— Begin Data section —
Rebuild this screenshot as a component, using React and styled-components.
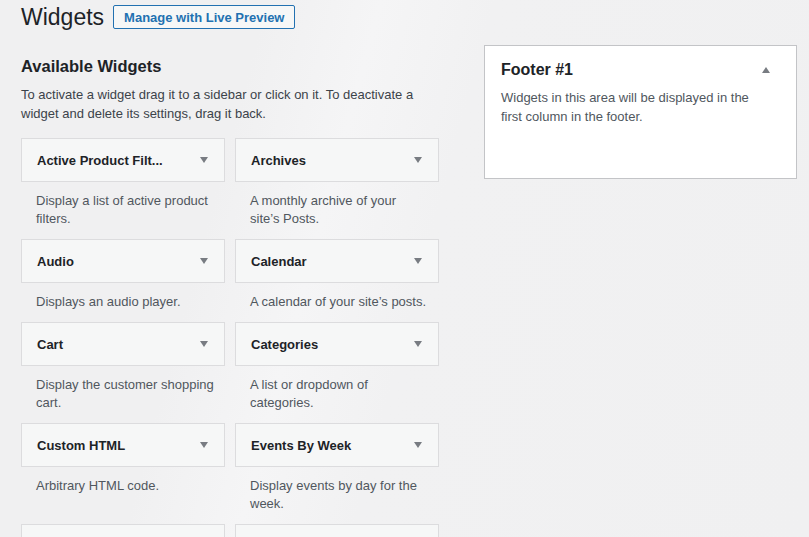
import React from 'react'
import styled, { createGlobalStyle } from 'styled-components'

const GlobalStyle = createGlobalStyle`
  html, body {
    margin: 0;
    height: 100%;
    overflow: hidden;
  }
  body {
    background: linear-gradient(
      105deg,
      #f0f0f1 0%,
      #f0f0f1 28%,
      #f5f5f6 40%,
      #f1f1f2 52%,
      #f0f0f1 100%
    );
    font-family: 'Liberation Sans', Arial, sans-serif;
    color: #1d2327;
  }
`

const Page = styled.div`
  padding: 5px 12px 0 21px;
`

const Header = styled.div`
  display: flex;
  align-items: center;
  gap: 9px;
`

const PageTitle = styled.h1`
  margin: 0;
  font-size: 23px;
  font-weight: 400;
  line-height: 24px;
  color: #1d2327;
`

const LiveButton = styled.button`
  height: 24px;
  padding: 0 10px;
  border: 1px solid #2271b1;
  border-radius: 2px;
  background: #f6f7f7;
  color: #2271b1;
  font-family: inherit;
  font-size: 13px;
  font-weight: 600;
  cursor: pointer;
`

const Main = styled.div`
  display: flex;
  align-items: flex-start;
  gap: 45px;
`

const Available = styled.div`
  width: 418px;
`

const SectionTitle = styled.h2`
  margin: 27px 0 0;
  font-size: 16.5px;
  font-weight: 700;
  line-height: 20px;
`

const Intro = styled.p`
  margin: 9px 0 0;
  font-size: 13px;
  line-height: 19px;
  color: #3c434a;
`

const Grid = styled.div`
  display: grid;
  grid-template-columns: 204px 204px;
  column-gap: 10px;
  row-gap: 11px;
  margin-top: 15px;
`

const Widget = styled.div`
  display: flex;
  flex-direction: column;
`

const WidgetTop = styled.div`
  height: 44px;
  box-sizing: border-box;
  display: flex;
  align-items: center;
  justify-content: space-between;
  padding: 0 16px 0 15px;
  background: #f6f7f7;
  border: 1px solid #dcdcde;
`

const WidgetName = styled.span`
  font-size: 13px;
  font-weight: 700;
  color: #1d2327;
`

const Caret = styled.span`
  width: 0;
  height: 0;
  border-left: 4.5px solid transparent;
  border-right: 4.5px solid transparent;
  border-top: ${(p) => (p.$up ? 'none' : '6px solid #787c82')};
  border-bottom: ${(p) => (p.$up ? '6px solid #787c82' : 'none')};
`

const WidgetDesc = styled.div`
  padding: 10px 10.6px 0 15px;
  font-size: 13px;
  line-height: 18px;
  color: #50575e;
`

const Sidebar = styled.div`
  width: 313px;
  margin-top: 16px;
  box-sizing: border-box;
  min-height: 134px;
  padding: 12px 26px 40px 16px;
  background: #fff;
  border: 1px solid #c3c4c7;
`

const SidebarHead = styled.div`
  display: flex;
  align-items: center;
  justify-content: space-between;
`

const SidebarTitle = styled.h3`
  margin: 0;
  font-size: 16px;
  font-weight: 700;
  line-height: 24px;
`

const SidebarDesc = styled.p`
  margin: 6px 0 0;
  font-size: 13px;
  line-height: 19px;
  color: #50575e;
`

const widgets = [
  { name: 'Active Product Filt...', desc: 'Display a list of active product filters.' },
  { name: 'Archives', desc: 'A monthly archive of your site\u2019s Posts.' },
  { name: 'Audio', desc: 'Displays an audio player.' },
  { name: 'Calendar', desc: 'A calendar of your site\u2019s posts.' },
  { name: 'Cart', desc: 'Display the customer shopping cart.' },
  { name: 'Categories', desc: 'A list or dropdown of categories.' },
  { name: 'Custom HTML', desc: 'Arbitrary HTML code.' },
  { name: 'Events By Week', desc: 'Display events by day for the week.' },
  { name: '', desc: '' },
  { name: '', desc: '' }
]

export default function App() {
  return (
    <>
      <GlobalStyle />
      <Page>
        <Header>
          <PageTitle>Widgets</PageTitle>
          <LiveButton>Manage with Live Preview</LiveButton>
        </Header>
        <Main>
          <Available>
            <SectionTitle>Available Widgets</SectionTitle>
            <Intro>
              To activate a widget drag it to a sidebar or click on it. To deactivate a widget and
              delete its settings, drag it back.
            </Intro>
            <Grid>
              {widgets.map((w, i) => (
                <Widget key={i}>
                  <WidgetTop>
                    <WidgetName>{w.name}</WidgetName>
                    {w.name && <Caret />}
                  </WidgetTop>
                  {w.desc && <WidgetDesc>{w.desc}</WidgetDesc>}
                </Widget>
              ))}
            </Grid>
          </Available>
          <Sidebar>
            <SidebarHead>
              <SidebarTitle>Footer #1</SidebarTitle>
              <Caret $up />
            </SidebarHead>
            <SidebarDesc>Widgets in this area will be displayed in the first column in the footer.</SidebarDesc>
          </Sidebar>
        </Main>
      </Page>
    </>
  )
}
— End Data section —
## Instructions for the task:
Track down every line of the material containing the string "React", and copy it.

## Solution to the problem:
Rebuild this screenshot as a component, using React and styled-components.
import React from 'react'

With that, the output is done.